▶ _Brief_
Find the lines with "components" in them and copy them out.

▶ _Raw data_
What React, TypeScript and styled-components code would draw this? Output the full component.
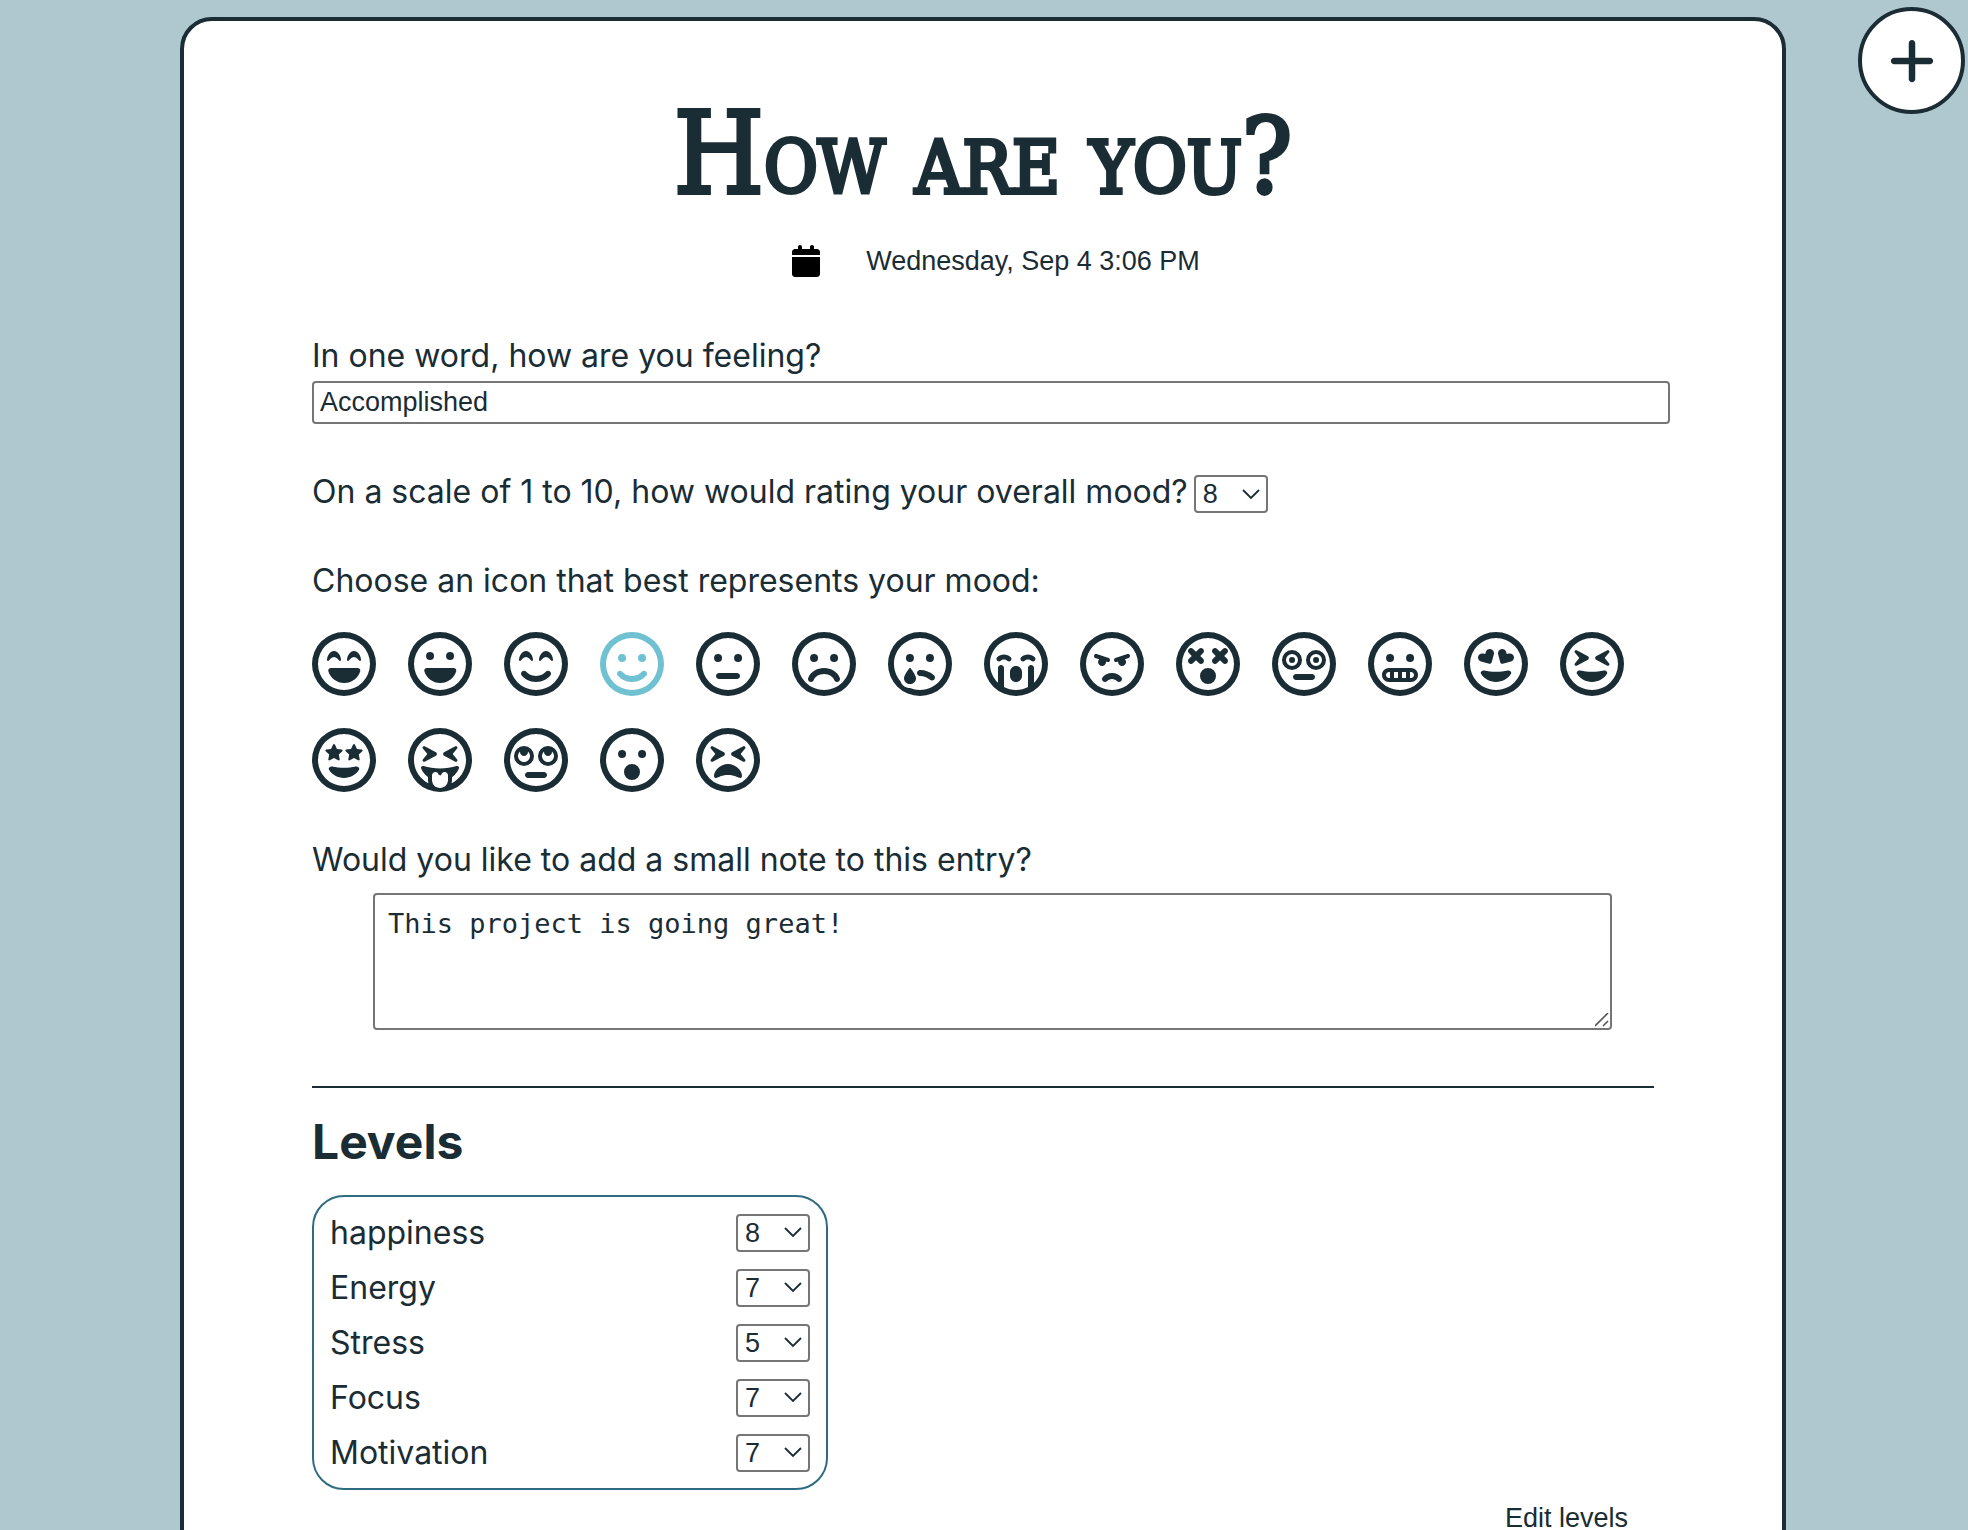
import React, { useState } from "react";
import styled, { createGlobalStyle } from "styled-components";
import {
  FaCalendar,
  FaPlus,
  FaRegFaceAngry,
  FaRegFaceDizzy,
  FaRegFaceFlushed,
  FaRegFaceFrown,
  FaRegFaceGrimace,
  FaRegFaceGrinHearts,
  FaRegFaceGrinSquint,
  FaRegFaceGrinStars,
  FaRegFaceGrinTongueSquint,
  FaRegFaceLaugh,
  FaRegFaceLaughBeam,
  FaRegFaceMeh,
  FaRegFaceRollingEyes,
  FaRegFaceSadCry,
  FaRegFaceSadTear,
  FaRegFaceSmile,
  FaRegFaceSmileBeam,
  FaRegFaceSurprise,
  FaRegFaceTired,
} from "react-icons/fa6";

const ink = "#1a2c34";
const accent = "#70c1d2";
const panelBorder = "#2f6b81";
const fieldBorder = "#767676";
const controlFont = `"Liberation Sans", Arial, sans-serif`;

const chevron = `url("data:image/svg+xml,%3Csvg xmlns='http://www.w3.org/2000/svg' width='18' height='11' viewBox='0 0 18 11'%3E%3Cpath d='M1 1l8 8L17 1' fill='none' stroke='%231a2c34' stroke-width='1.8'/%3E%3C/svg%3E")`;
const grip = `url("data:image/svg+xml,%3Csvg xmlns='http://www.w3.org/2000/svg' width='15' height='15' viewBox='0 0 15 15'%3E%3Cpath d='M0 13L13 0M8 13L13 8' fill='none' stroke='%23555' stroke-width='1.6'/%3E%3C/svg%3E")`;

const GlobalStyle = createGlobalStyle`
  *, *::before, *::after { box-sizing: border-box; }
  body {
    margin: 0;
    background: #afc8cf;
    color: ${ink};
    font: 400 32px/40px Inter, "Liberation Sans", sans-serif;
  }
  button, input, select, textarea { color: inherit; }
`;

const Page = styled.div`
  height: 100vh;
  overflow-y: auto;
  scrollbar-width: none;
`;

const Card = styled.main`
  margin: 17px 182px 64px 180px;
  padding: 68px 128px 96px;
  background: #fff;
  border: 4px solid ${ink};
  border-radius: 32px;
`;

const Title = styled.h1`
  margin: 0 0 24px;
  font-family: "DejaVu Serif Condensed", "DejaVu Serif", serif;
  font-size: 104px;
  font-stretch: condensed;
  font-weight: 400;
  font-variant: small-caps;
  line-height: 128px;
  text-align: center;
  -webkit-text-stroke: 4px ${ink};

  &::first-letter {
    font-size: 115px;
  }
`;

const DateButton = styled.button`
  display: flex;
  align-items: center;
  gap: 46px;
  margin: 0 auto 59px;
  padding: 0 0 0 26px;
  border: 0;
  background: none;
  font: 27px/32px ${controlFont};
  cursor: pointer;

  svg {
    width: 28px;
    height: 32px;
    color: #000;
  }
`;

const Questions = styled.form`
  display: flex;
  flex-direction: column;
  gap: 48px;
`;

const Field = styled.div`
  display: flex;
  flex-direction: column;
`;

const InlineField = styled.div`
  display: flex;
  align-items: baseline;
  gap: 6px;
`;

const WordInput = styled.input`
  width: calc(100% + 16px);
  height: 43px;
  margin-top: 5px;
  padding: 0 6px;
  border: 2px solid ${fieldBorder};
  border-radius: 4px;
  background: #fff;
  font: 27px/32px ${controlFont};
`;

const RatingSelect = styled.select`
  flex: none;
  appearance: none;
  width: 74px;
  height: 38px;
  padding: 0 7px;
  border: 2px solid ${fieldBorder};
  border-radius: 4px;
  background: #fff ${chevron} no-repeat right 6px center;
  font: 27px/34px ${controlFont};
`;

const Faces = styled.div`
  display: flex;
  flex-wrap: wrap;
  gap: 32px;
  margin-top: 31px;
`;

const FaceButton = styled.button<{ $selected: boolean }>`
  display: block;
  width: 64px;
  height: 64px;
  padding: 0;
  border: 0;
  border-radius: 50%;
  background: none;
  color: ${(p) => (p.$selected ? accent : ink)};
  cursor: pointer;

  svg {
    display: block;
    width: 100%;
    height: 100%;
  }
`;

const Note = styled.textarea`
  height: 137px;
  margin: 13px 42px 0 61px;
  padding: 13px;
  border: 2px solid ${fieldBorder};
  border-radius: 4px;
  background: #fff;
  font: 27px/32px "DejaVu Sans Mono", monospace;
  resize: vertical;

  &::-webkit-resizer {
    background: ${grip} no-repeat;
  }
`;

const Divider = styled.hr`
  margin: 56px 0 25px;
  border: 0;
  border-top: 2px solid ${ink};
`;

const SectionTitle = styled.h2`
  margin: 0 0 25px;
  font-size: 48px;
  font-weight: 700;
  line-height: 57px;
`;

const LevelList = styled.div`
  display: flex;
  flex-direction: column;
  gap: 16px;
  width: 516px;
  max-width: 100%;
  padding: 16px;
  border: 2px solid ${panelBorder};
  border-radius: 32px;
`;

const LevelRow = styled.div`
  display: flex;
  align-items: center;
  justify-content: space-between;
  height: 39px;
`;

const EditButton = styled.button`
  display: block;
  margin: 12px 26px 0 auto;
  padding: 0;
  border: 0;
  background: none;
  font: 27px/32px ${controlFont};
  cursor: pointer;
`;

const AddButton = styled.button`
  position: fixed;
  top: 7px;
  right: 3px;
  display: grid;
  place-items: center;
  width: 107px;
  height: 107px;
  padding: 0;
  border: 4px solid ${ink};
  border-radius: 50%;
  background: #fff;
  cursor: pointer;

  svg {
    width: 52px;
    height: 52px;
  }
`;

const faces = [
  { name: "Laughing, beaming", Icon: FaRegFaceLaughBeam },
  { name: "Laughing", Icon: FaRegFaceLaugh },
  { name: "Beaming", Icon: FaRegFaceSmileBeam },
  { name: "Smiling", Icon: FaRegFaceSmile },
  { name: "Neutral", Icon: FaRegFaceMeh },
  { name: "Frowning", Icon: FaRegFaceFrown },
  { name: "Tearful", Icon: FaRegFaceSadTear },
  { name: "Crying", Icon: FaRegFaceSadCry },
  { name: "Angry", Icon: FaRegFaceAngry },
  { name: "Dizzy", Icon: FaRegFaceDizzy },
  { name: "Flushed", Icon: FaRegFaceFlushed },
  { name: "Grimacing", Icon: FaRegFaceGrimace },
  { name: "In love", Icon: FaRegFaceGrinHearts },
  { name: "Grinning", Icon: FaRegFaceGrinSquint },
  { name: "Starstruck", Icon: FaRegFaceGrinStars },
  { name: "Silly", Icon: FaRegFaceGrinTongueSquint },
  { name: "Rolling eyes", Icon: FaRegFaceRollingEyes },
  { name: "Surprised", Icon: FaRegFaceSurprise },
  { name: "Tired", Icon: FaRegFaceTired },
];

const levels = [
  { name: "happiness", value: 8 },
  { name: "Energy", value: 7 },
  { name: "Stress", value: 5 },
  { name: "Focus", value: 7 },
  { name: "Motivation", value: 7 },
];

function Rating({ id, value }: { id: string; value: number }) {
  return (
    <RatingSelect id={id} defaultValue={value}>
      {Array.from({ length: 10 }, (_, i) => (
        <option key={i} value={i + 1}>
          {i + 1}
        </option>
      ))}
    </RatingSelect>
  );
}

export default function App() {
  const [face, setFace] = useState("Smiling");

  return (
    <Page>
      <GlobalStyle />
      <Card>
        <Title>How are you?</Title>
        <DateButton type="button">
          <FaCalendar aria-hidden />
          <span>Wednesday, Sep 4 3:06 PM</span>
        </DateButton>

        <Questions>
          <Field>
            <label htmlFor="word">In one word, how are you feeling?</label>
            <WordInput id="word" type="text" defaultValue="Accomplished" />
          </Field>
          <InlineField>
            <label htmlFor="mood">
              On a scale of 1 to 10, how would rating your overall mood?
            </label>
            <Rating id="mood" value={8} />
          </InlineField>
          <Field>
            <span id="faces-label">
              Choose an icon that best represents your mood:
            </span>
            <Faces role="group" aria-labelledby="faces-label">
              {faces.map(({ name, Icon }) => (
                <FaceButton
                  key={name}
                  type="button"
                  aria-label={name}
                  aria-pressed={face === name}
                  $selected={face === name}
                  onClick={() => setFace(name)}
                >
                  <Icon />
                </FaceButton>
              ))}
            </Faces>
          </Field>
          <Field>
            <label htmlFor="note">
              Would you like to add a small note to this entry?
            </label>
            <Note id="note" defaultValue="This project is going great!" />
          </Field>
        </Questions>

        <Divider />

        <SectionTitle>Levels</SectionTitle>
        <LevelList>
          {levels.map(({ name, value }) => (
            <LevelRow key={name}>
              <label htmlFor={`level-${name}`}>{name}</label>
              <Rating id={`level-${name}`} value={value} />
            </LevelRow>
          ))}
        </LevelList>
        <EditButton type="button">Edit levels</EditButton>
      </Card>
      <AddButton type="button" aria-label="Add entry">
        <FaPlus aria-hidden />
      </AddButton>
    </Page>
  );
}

▶ _Correct response_
What React, TypeScript and styled-components code would draw this? Output the full component.
import styled, { createGlobalStyle } from "styled-components";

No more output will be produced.